Time is the biggest lever

Back to the opening scenario. Person A invests $300 per month from age 22 to 32 (10 years), then stops. Total invested: $36,000. Person B invests $300 per month from age 32 to 62 (30 years). Total invested: $108,000. Assuming 8% average annual return compounded monthly:

Person
Total invested
Balance at 62
Person A (starts at 22)
$36,000
$602,000
Person B (starts at 32)
$108,000
$408,000

Person A ends up with $194,000 more despite investing $72,000 less. Those 10 extra years at the beginning were worth more than 30 years of additional contributions at the end. This is not a trick: it is the structure of exponential growth. The first decade of compounding creates a base that all future compounding builds on.

The practical implication: the most valuable financial action you can take at age 22, 25, or 28 is not picking the perfect investment. It is starting. Even a small amount invested early beats a large amount invested late.

Reinvested dividends in stocks

In stock market investing, compounding happens through reinvested dividends and capital appreciation. When a company pays a dividend and you reinvest it, you buy more shares, which pay future dividends on a larger share count. This is compound growth in equity form.

The S&P 500 has returned approximately 10.5% annually on average since 1926, including reinvested dividends (source: Federal Reserve data via CRSP). Without dividend reinvestment, the return drops to roughly 7.5%. Dividends account for a significant fraction of total long-term stock market returns, and their contribution is amplified through compounding.

The drag of fees

Investment fees compound in reverse. A 1% annual fee sounds small. On $100,000 growing at 8% for 30 years, a 1% fee reduces your ending balance from $1,006,266 to $761,225, a difference of $245,041. The fee compounds just like the return, but against you. Low-cost index funds (expense ratios of 0.03 to 0.10%) let you keep nearly all the compound growth. High-cost funds erode it systematically.
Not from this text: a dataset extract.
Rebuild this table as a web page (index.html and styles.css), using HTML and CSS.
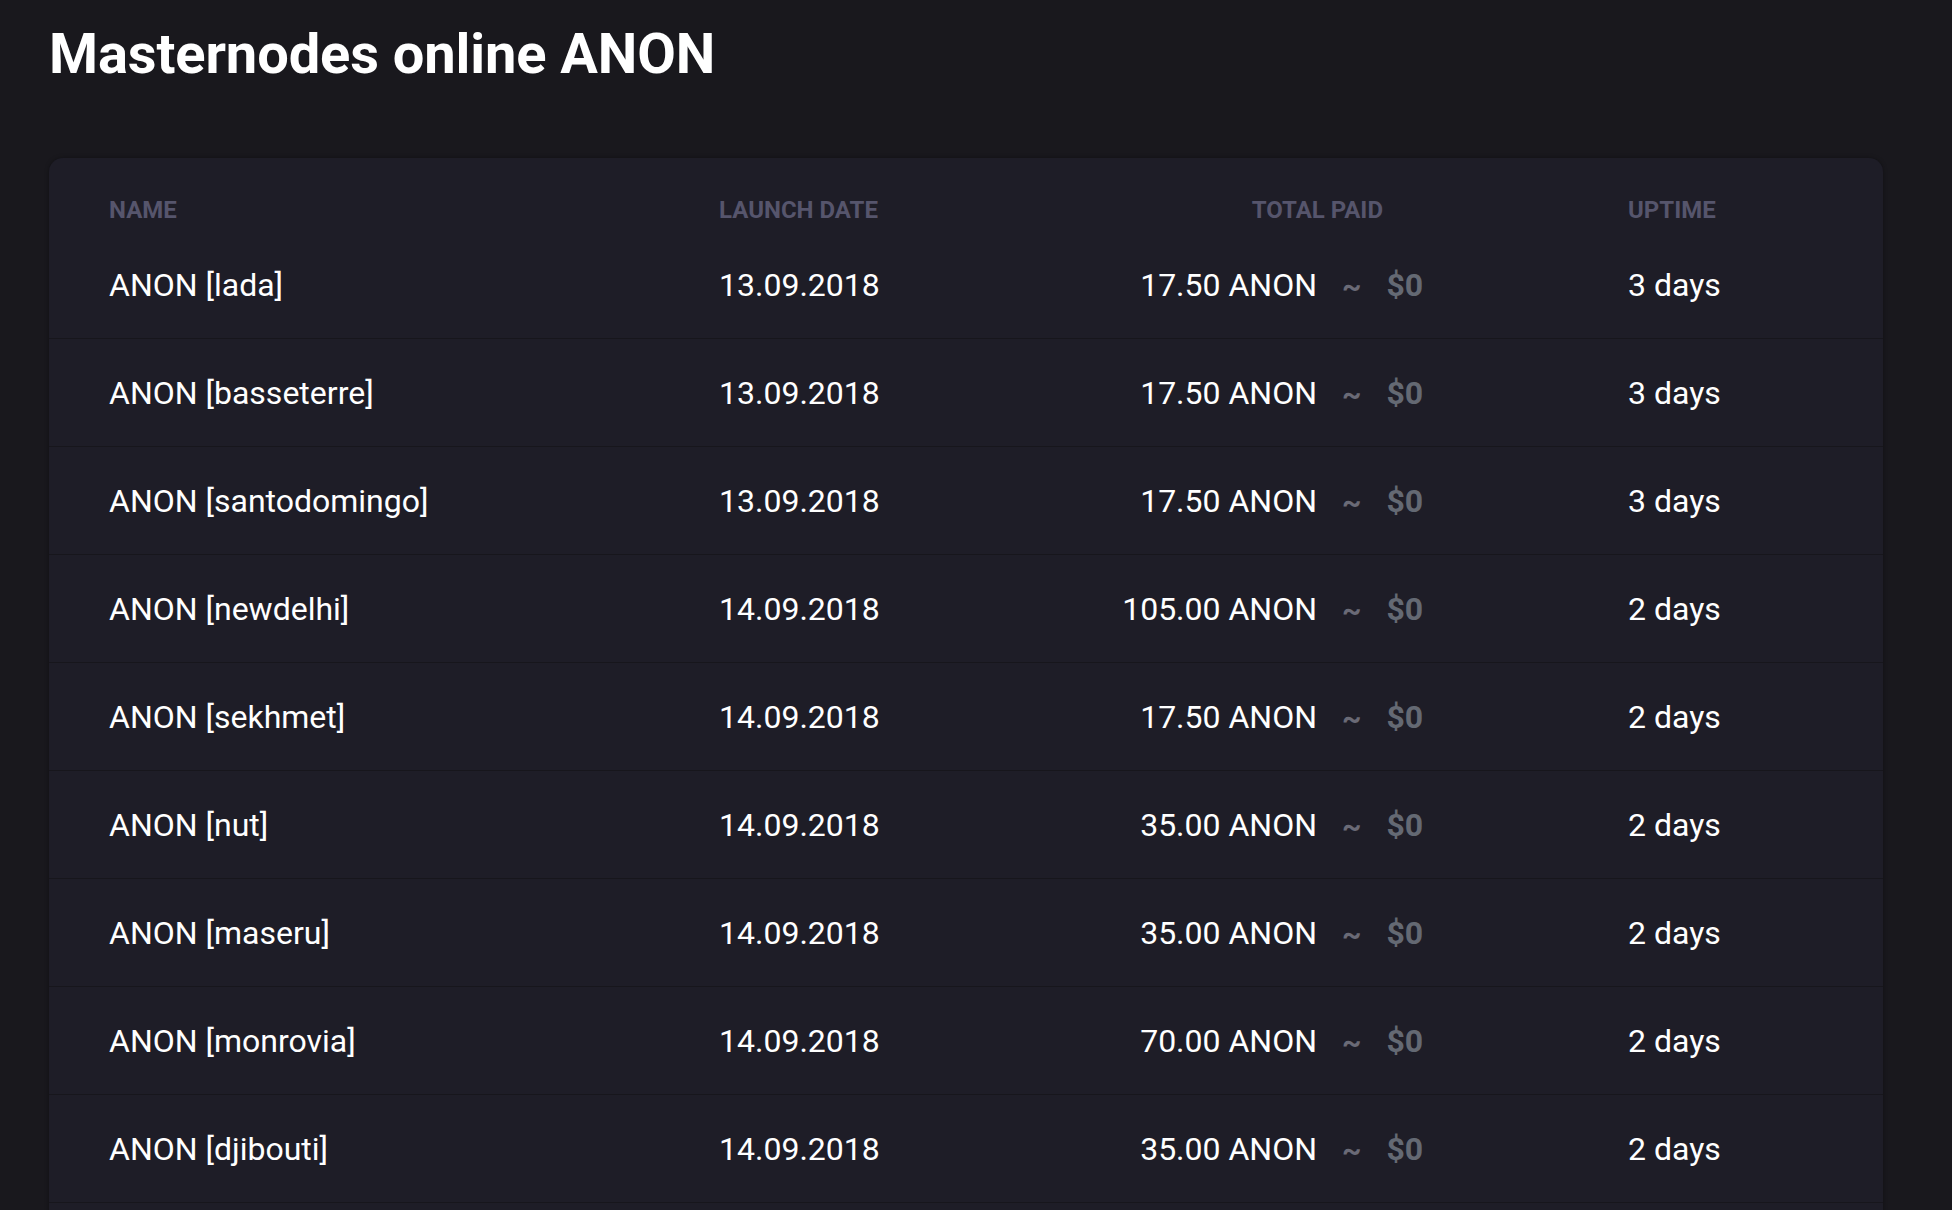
FILE: index.html
```html
<!DOCTYPE html>
<html lang="en">
<head>
<meta charset="utf-8">
<title>Masternodes online ANON</title>
<link rel="stylesheet" href="styles.css">
</head>
<body>
<div class="page">
  <h1 class="title">Masternodes online ANON</h1>
  <div class="card">
    <div class="row head">
      <div class="c-name">NAME</div>
      <div class="c-date">LAUNCH DATE</div>
      <div class="c-paid"><span class="paid-head">TOTAL PAID</span></div>
      <div class="c-up">UPTIME</div>
    </div>
    <div class="row">
      <div class="c-name">ANON [lada]</div>
      <div class="c-date">13.09.2018</div>
      <div class="c-paid"><span class="amt">17.50 ANON</span><span class="tilde">~</span><span class="usd">$0</span></div>
      <div class="c-up">3 days</div>
    </div>
    <div class="row">
      <div class="c-name">ANON [basseterre]</div>
      <div class="c-date">13.09.2018</div>
      <div class="c-paid"><span class="amt">17.50 ANON</span><span class="tilde">~</span><span class="usd">$0</span></div>
      <div class="c-up">3 days</div>
    </div>
    <div class="row">
      <div class="c-name">ANON [santodomingo]</div>
      <div class="c-date">13.09.2018</div>
      <div class="c-paid"><span class="amt">17.50 ANON</span><span class="tilde">~</span><span class="usd">$0</span></div>
      <div class="c-up">3 days</div>
    </div>
    <div class="row">
      <div class="c-name">ANON [newdelhi]</div>
      <div class="c-date">14.09.2018</div>
      <div class="c-paid"><span class="amt">105.00 ANON</span><span class="tilde">~</span><span class="usd">$0</span></div>
      <div class="c-up">2 days</div>
    </div>
    <div class="row">
      <div class="c-name">ANON [sekhmet]</div>
      <div class="c-date">14.09.2018</div>
      <div class="c-paid"><span class="amt">17.50 ANON</span><span class="tilde">~</span><span class="usd">$0</span></div>
      <div class="c-up">2 days</div>
    </div>
    <div class="row">
      <div class="c-name">ANON [nut]</div>
      <div class="c-date">14.09.2018</div>
      <div class="c-paid"><span class="amt">35.00 ANON</span><span class="tilde">~</span><span class="usd">$0</span></div>
      <div class="c-up">2 days</div>
    </div>
    <div class="row">
      <div class="c-name">ANON [maseru]</div>
      <div class="c-date">14.09.2018</div>
      <div class="c-paid"><span class="amt">35.00 ANON</span><span class="tilde">~</span><span class="usd">$0</span></div>
      <div class="c-up">2 days</div>
    </div>
    <div class="row">
      <div class="c-name">ANON [monrovia]</div>
      <div class="c-date">14.09.2018</div>
      <div class="c-paid"><span class="amt">70.00 ANON</span><span class="tilde">~</span><span class="usd">$0</span></div>
      <div class="c-up">2 days</div>
    </div>
    <div class="row">
      <div class="c-name">ANON [djibouti]</div>
      <div class="c-date">14.09.2018</div>
      <div class="c-paid"><span class="amt">35.00 ANON</span><span class="tilde">~</span><span class="usd">$0</span></div>
      <div class="c-up">2 days</div>
    </div>
  </div>
</div>
</body>
</html>
```
FILE: styles.css
```css
html, body {
  margin: 0;
  padding: 0;
  background: #19181d;
  font-family: Roboto, "Liberation Sans", Arial, sans-serif;
  color: #ffffff;
  overflow: hidden;
}

.page {
  padding: 21px 69px 0 49px;
}

.title {
  margin: 0;
  font-size: 56px;
  line-height: 66px;
  font-weight: 700;
  color: #ffffff;
  letter-spacing: -0.1px;
}

.card {
  margin-top: 71px;
  background: #1e1d27;
  border-radius: 14px;
  box-shadow: 0 0 4px rgba(0, 0, 0, 0.35);
  padding-bottom: 60px;
}

.row {
  display: grid;
  grid-template-columns: 610px 281px 628px 1fr;
  align-items: center;
  height: 107px;
  padding-left: 60px;
  border-bottom: 1px solid #17161c;
  font-size: 32px;
  line-height: 38px;
  color: #ffffff;
}

.row.head {
  height: 28px;
  padding-top: 38px;
  padding-bottom: 7px;
  align-items: start;
  border-bottom: none;
  font-size: 24px;
  line-height: 28px;
  font-weight: 700;
  color: #56556c;
}

.c-paid {
  display: flex;
  align-items: center;
}

.paid-head {
  display: block;
  width: 383px;
  text-align: right;
}

.amt {
  display: block;
  width: 317px;
  text-align: right;
}

.tilde {
  margin-left: 25px;
  color: #6a6a76;
  font-size: 30px;
  font-weight: 700;
  position: relative;
  top: 2px;
}

.usd {
  margin-left: 25px;
  color: #646973;
  font-weight: 700;
}
```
Compound interest on the wrong side: credit card debt

The same mechanism that builds wealth when it works for you destroys wealth when it works against you. Credit card debt compounds daily at rates that typically run 24 to 29% APR. At 27% APR, a $5,000 balance with no payments would grow to $6,350 after one year, $8,063 after two years, and $10,223 after three years. Your balance more than doubles in roughly 3 years with no new charges.

More commonly, minimum payments create a slow motion trap. On a $5,000 balance at 24% APR, the minimum payment is typically about $100 per month (2% of balance). Paying only the minimum, it takes approximately 25 years and $9,000 in interest to pay off a $5,000 debt. The debt is compounding against you the entire time.

This is why high-rate debt must be eliminated before aggressive investing begins. Paying off a 27% APR credit card is mathematically identical to earning a guaranteed 27% return on that money. No investment reliably returns 27%. Paying off the debt first is the right financial move in almost every scenario.

Key takeaways
  • 1Compound interest earns interest on accumulated interest. Over 30 years, $10,000 at 5% compounded annually grows to $43,219, versus $25,000 simple interest.
  • 2Time dominates every other variable. Person A, investing $300/month for 10 years starting at 22, ends up with more money than Person B investing for 30 years starting at 32.
  • 3Rate and fees both compound. A 1% fund fee on $100,000 over 30 years costs $245,000 in foregone growth.
  • 4Reinvested dividends account for a significant portion of long-term stock market returns. Compounding in equities works through price appreciation and dividend reinvestment.
  • 5Credit card debt at 24% to 29% APR uses compounding against you. A $5,000 balance paying only minimums can take 25 years and $9,000 in interest to resolve.